**EXERCISE TASK:**
Each line below either holds the string "this" or doesn't. Count those that do and give only the number.

**SUPPLIED INFORMATION:**
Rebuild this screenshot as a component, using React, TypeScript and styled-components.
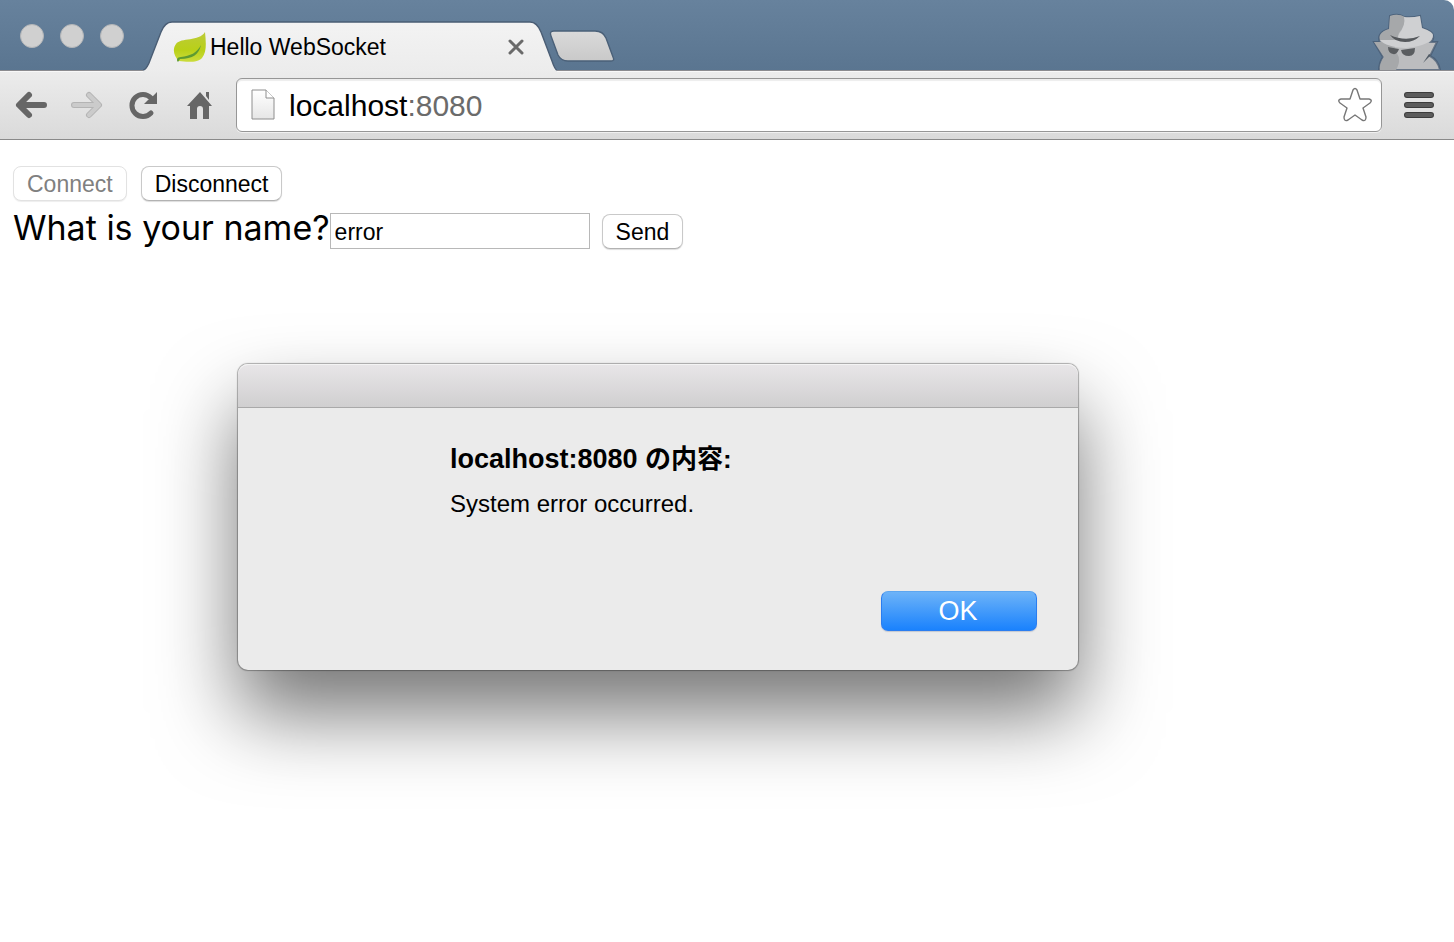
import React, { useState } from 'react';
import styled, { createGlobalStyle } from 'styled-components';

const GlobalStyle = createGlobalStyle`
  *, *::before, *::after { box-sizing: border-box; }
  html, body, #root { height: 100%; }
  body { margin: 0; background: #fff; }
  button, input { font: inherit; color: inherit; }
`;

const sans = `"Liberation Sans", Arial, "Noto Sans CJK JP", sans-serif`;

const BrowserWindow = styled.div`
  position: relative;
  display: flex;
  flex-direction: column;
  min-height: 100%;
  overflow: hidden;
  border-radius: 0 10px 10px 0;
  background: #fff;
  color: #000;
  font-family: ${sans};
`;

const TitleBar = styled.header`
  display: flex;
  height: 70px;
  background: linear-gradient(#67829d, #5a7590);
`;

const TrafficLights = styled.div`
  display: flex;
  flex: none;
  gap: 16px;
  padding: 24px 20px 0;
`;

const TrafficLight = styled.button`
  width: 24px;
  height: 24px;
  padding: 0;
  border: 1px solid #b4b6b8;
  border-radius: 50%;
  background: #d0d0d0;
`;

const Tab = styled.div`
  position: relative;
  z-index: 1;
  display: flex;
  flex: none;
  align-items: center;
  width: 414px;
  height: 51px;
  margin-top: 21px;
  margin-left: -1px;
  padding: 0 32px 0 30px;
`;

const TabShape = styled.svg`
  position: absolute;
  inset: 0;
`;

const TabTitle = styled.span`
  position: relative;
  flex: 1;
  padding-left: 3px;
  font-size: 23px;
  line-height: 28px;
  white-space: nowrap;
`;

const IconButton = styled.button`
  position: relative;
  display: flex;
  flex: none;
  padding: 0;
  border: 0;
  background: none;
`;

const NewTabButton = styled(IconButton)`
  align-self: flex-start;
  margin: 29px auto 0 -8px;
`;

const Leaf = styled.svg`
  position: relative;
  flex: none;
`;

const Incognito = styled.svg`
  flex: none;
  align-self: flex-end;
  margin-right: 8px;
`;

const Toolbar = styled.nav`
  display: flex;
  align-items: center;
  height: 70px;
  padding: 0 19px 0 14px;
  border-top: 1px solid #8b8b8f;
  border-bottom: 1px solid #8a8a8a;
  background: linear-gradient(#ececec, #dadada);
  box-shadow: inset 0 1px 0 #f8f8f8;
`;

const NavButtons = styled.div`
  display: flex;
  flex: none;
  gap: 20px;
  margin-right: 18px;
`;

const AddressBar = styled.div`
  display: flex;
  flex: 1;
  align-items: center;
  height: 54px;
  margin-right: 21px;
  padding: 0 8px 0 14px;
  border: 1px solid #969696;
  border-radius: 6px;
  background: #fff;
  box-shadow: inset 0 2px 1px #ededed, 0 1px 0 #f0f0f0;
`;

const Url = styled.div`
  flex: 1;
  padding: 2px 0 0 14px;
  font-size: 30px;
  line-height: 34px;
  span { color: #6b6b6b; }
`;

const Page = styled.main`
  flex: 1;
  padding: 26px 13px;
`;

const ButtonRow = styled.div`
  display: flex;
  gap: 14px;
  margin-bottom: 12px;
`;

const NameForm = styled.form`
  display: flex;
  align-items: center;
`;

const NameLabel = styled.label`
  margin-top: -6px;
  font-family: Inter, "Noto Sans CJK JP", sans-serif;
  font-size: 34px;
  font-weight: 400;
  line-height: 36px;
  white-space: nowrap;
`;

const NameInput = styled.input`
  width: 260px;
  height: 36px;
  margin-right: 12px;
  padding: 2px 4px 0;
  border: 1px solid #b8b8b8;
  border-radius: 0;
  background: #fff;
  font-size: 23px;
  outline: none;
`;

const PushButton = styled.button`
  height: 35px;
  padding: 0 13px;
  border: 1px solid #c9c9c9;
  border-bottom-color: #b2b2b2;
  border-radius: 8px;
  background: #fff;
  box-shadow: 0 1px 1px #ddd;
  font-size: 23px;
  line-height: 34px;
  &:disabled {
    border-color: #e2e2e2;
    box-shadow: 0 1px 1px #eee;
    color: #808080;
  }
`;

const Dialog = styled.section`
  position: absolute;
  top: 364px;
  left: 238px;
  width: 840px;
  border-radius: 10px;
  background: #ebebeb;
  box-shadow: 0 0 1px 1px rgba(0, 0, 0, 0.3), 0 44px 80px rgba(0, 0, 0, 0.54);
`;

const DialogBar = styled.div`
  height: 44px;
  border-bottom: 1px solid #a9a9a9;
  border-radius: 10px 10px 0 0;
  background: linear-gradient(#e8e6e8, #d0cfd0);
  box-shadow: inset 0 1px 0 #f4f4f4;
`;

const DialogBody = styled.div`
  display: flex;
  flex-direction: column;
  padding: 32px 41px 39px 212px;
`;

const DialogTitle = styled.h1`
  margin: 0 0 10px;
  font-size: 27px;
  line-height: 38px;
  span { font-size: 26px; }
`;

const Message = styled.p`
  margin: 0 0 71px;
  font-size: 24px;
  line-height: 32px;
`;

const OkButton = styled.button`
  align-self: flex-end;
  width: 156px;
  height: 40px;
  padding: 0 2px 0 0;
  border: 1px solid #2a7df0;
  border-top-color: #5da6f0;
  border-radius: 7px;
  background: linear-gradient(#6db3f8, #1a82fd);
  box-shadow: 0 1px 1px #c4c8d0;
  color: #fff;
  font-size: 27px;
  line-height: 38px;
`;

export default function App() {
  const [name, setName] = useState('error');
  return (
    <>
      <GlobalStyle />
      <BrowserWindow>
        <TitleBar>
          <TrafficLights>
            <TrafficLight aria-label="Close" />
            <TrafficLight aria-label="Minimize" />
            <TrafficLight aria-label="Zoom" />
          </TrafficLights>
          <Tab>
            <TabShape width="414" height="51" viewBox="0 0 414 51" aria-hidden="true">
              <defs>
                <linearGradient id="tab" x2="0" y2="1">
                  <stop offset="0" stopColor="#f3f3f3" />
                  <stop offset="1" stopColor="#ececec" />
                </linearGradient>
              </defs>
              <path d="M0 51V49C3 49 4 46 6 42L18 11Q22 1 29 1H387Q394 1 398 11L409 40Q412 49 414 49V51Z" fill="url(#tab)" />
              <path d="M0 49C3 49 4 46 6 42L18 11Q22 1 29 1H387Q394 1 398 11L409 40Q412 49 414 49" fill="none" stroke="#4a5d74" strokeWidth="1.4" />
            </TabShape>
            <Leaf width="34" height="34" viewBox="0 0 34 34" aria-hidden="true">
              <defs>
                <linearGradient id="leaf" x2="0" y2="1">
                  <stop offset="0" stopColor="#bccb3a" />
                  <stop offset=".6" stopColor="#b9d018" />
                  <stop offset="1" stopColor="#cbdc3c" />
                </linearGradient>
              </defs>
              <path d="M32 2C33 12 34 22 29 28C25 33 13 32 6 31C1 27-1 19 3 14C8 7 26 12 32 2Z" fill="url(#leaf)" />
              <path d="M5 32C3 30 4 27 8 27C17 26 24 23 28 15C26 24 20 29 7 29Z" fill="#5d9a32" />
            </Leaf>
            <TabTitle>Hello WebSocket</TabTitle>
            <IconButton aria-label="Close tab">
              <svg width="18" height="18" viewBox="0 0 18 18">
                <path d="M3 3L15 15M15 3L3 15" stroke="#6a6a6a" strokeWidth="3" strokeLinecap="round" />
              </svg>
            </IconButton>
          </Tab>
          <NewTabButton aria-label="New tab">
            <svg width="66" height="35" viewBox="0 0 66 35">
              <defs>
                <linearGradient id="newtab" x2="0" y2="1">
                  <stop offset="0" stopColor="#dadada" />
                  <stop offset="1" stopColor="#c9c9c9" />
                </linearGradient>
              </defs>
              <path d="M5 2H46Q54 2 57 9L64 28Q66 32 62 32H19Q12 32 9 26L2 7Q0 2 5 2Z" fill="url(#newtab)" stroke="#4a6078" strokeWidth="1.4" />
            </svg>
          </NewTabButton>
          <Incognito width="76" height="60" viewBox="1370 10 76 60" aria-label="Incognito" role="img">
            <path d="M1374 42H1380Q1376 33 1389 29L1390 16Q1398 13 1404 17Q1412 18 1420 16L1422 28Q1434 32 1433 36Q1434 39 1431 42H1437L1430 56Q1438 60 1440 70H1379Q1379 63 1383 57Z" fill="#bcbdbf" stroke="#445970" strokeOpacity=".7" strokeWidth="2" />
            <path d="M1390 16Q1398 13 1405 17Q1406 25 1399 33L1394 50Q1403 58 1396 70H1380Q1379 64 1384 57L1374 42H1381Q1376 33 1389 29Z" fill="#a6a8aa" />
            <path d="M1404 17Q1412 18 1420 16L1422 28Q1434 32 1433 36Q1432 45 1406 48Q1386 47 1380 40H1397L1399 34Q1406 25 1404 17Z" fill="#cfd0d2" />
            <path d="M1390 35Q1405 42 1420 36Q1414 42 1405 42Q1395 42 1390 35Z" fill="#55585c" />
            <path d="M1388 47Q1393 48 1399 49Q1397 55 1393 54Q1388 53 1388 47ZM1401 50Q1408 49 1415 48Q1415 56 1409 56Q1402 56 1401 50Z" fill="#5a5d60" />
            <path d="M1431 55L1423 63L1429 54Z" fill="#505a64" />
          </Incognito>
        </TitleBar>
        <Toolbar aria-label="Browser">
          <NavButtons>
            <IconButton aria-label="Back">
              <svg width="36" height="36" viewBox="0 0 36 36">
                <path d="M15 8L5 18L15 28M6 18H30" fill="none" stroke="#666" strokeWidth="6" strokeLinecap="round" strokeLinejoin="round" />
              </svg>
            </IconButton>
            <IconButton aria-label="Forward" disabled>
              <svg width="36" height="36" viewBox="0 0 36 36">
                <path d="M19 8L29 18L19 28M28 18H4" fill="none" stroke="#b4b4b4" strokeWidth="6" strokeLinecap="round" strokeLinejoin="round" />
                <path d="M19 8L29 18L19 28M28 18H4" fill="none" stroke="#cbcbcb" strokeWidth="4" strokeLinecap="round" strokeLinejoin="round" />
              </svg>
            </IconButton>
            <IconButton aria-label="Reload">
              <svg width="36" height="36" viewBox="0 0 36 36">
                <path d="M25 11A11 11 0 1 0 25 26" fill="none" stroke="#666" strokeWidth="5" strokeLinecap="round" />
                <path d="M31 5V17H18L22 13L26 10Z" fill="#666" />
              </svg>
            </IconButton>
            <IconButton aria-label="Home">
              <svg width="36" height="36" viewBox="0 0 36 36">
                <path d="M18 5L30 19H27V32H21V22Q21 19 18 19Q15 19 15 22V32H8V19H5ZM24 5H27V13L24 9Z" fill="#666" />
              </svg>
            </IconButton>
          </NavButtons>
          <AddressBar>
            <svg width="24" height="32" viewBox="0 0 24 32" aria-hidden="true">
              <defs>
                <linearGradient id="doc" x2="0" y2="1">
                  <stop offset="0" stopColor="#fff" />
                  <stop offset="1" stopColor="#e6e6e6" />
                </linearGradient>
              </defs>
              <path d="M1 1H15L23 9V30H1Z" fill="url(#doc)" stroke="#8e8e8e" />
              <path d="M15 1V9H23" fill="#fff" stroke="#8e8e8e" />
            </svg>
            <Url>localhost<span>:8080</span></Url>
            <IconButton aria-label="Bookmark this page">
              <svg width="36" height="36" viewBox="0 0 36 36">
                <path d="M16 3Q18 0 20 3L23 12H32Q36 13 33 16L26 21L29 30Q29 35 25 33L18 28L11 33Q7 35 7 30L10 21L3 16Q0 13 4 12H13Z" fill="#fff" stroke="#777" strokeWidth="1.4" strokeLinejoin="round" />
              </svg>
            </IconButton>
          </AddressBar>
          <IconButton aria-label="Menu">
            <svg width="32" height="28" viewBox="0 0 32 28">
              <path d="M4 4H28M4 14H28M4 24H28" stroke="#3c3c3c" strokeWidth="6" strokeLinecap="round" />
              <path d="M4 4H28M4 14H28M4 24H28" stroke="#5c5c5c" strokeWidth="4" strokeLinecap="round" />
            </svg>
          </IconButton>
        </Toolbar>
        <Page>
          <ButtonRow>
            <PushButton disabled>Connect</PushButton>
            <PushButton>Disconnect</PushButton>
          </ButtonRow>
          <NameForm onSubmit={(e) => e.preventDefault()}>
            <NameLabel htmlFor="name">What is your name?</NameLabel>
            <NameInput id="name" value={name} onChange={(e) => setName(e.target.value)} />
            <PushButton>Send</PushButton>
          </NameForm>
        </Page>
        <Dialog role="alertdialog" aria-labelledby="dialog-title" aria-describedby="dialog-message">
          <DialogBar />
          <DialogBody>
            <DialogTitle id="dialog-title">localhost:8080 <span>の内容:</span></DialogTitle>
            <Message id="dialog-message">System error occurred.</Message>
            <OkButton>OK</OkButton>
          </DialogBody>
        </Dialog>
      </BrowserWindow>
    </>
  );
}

**WORKED SOLUTION:**
2